§ WORK TO BE COMPLETED
Count every line of the listing where the string "React" occurs, and reply with the count alone.

§ PROVIDED RECORDS
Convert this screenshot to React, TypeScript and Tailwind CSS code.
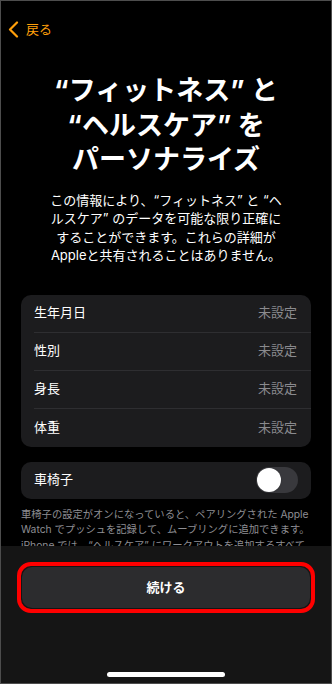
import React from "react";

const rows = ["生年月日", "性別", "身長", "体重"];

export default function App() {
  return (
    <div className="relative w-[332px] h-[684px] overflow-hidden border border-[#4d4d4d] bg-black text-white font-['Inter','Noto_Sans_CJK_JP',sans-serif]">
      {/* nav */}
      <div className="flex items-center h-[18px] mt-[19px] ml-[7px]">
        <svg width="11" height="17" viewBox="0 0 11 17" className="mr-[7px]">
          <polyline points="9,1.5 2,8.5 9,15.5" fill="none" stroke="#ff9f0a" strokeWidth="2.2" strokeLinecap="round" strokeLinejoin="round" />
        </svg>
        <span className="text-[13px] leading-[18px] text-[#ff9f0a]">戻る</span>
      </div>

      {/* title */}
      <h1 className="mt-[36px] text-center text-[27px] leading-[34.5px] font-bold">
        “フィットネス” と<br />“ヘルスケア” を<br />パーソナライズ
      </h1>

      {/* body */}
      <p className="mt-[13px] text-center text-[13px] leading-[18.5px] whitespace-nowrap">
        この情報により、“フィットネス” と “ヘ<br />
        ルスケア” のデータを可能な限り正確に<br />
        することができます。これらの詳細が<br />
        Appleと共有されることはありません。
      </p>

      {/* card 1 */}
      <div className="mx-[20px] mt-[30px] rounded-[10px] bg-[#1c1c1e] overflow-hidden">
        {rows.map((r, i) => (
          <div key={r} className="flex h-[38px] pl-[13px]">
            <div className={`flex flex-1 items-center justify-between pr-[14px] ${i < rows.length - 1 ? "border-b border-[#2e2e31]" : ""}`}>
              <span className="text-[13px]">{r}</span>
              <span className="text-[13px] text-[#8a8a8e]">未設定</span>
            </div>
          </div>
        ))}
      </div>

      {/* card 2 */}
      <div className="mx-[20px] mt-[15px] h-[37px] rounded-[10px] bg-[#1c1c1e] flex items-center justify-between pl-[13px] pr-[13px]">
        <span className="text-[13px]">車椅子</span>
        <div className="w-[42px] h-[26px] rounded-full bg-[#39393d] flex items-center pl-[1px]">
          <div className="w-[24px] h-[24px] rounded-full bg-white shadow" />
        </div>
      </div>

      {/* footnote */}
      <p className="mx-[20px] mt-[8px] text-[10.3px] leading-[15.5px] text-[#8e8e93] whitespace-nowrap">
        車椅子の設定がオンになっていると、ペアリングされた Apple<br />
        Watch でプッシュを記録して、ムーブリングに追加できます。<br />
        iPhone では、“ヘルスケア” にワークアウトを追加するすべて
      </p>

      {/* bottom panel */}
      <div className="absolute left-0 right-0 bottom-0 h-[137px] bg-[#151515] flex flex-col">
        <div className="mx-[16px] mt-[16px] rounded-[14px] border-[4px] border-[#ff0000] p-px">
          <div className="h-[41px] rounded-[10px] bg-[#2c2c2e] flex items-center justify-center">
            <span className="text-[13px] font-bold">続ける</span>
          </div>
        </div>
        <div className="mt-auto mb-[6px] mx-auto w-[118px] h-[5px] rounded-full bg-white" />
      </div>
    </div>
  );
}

---

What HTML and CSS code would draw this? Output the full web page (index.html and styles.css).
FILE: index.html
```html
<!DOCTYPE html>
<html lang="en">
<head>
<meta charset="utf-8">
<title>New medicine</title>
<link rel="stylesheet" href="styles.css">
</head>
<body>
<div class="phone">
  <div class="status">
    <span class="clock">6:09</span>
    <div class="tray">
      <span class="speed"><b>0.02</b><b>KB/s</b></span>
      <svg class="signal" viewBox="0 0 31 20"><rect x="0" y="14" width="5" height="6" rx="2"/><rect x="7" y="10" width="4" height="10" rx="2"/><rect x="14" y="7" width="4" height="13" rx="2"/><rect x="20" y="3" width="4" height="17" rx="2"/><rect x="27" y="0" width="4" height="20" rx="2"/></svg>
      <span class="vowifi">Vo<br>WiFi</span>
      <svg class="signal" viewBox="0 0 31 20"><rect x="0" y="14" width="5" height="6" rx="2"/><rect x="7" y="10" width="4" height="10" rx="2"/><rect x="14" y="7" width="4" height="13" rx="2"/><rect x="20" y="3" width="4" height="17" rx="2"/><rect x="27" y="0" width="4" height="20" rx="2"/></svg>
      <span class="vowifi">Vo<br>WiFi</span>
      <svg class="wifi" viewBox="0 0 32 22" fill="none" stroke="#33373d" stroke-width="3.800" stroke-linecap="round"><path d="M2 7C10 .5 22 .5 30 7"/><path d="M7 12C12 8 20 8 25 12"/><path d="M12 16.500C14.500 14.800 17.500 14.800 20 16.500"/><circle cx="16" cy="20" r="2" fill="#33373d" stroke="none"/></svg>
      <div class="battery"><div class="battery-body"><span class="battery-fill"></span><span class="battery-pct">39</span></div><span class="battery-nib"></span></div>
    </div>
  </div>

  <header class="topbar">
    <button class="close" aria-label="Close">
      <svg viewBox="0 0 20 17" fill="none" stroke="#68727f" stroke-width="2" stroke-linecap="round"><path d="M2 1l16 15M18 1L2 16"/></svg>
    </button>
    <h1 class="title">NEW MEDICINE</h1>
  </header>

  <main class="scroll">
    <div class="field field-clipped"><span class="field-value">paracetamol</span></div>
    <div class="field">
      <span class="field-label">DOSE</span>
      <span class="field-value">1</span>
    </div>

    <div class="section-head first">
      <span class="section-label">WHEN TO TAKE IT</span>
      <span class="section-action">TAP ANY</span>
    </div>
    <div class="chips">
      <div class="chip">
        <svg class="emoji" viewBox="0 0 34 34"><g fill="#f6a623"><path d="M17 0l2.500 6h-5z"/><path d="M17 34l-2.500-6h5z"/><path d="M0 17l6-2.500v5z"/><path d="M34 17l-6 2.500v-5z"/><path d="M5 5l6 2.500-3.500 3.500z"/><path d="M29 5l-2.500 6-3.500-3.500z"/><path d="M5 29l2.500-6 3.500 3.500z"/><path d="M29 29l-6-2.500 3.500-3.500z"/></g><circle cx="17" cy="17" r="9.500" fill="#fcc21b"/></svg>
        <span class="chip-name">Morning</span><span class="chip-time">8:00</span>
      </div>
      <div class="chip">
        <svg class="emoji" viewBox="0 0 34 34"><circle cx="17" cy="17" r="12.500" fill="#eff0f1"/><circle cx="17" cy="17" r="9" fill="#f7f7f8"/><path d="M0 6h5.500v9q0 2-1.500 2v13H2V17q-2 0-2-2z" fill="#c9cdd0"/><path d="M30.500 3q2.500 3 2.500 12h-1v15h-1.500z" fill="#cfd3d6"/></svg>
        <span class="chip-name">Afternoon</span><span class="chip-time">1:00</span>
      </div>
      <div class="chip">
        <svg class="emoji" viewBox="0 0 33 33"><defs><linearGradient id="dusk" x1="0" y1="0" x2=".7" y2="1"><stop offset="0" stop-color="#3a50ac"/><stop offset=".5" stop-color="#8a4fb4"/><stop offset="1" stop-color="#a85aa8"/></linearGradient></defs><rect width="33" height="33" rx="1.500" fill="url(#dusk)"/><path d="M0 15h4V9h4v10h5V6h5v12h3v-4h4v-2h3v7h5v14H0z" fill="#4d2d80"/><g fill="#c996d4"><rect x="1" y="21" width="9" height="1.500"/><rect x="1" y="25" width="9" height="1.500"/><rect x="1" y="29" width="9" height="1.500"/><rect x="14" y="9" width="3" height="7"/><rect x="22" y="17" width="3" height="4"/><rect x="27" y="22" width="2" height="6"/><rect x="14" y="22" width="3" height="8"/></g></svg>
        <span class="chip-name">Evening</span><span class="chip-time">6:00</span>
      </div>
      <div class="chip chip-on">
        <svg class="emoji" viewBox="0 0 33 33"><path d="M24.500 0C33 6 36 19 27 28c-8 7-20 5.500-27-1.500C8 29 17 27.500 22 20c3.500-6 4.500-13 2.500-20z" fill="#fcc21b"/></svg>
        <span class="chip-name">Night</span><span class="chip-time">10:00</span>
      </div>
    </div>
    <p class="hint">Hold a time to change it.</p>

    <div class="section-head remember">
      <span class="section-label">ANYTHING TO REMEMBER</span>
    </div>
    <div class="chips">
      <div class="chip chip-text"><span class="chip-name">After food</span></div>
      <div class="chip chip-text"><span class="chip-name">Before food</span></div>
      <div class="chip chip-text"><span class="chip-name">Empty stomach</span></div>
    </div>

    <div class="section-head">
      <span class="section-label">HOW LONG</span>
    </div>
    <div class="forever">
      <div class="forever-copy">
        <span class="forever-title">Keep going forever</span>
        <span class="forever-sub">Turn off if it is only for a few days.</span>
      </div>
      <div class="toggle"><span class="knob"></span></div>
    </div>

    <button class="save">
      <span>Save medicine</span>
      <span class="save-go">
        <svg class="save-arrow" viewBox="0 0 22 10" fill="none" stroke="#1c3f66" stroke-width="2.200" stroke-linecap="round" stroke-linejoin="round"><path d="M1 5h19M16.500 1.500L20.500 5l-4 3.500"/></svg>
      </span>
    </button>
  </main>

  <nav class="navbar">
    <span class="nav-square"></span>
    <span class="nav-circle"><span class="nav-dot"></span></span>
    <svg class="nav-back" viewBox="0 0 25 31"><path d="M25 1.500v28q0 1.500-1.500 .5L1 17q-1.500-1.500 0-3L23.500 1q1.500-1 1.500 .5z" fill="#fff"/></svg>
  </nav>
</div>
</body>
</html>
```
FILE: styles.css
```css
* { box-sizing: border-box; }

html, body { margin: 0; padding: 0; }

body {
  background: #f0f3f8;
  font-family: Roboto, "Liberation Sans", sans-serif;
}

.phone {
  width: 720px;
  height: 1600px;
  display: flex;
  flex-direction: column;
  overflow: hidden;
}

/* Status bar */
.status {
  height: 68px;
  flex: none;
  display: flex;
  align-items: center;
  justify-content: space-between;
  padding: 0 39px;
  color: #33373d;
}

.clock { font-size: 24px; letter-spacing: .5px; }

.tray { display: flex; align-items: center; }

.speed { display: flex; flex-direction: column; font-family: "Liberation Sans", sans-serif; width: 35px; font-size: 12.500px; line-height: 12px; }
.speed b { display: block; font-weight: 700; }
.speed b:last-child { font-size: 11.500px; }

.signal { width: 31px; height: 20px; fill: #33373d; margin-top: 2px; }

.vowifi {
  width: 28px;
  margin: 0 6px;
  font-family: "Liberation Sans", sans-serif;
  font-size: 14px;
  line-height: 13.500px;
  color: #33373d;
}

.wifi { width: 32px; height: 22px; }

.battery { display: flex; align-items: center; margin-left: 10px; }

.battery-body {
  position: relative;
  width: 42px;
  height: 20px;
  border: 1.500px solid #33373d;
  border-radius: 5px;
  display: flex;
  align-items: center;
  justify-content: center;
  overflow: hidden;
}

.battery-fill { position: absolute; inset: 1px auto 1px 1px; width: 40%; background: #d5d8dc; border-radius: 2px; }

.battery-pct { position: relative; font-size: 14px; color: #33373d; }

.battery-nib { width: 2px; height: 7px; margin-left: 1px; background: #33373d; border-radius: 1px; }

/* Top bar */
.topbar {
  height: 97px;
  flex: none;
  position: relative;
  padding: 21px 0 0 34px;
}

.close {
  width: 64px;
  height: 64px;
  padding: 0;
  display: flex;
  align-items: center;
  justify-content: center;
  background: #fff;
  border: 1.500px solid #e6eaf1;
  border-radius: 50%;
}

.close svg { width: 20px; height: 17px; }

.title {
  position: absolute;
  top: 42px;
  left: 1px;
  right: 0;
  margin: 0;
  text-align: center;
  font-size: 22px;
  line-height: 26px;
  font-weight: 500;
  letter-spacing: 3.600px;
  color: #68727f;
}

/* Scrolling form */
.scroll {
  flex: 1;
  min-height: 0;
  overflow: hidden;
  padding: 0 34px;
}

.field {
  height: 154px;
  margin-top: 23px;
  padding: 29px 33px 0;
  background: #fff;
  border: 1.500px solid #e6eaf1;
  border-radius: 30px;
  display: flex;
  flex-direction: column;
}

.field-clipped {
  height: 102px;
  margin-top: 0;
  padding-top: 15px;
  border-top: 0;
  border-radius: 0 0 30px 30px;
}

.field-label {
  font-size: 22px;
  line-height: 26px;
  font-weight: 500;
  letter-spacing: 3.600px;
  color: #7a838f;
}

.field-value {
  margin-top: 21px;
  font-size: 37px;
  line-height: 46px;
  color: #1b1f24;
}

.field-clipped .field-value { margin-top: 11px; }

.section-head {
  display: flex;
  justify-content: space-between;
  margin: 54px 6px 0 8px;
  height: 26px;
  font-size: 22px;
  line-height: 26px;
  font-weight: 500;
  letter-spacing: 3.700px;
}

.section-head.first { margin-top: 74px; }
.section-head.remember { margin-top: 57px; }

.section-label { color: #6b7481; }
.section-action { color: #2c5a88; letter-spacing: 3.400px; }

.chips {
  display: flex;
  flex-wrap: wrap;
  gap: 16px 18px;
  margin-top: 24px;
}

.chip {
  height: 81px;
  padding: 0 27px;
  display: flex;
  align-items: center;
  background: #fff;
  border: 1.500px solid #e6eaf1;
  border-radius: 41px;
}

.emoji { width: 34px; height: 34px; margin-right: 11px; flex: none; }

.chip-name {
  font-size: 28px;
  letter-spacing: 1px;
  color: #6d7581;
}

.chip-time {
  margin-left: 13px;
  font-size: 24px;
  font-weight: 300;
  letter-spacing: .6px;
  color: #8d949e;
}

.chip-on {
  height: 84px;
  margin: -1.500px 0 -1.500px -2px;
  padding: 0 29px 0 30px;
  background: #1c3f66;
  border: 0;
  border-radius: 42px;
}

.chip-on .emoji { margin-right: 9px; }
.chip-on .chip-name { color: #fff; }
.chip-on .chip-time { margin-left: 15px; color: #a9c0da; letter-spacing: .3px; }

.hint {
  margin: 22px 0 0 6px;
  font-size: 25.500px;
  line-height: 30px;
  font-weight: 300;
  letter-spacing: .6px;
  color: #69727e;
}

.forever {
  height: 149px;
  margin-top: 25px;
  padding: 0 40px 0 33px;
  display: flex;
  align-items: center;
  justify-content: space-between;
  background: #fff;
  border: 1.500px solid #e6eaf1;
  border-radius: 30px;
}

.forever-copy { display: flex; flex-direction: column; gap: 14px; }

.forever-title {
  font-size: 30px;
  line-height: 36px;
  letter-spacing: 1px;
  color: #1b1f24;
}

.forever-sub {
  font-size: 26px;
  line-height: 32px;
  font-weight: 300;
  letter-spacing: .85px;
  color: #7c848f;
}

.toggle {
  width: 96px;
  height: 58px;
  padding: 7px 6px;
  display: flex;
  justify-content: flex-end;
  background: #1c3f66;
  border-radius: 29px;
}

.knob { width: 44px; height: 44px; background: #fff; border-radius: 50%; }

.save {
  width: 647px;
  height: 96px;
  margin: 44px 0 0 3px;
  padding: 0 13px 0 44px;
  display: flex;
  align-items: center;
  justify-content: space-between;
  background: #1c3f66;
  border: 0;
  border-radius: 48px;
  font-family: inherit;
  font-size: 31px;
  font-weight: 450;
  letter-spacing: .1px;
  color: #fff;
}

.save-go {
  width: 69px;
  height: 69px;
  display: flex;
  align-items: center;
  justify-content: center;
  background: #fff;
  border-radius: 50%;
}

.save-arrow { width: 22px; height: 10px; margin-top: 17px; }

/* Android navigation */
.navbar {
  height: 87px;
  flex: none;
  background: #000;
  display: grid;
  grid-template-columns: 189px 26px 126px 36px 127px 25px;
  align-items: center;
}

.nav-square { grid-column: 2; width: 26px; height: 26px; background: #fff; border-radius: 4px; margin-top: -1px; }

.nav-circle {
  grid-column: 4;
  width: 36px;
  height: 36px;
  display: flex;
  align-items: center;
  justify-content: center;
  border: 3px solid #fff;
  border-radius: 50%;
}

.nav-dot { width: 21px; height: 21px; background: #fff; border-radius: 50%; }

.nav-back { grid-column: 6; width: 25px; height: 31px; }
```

...

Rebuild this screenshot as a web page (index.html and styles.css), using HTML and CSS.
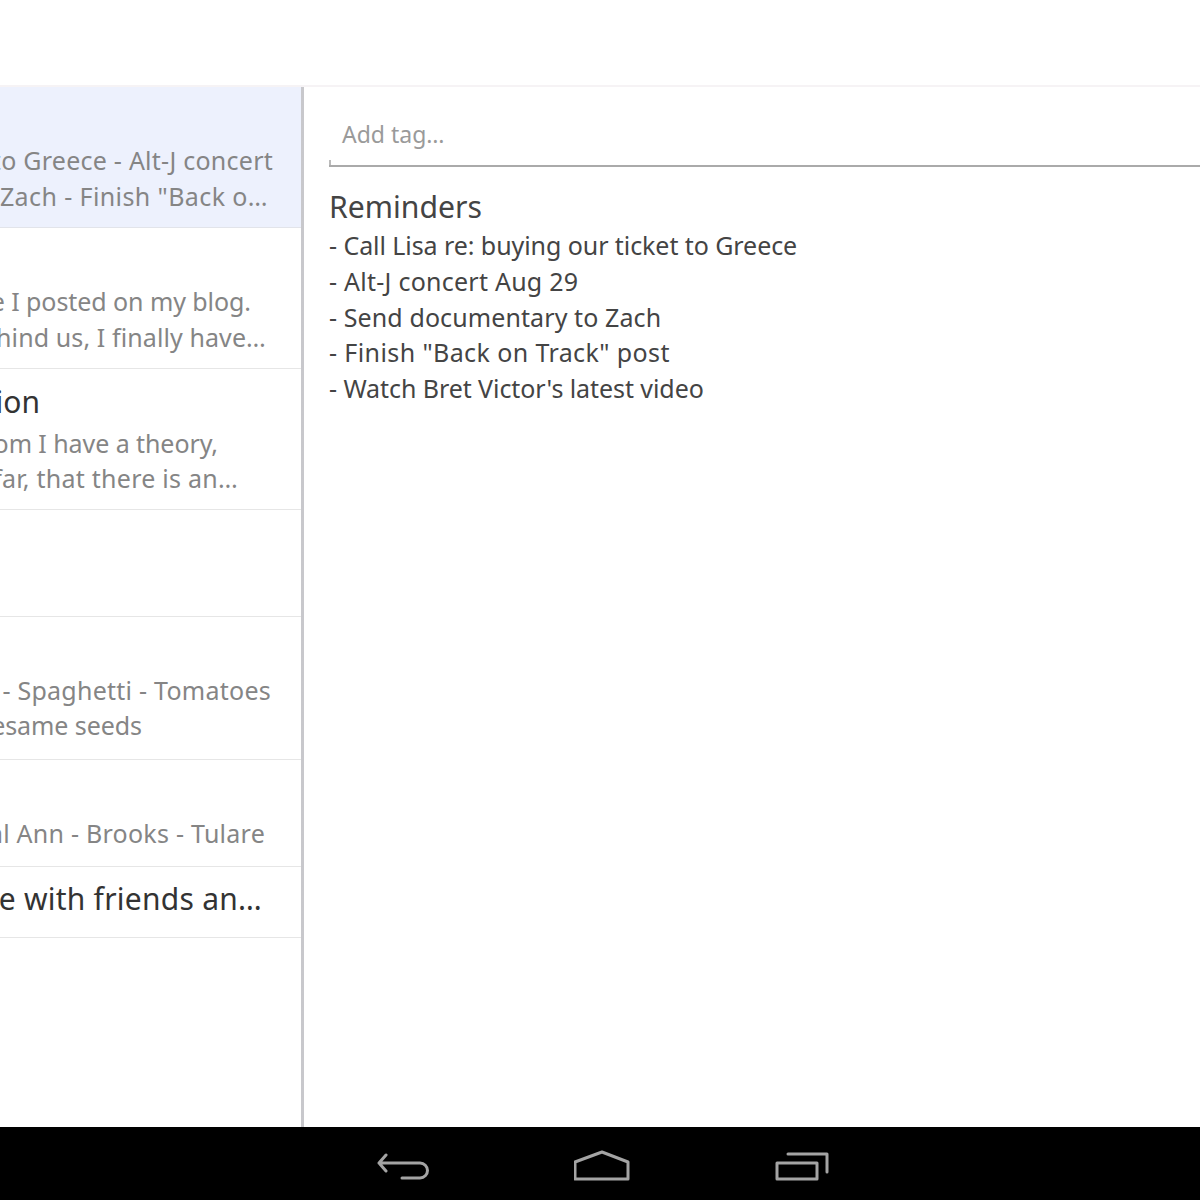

§ WRITTEN SOLUTION
2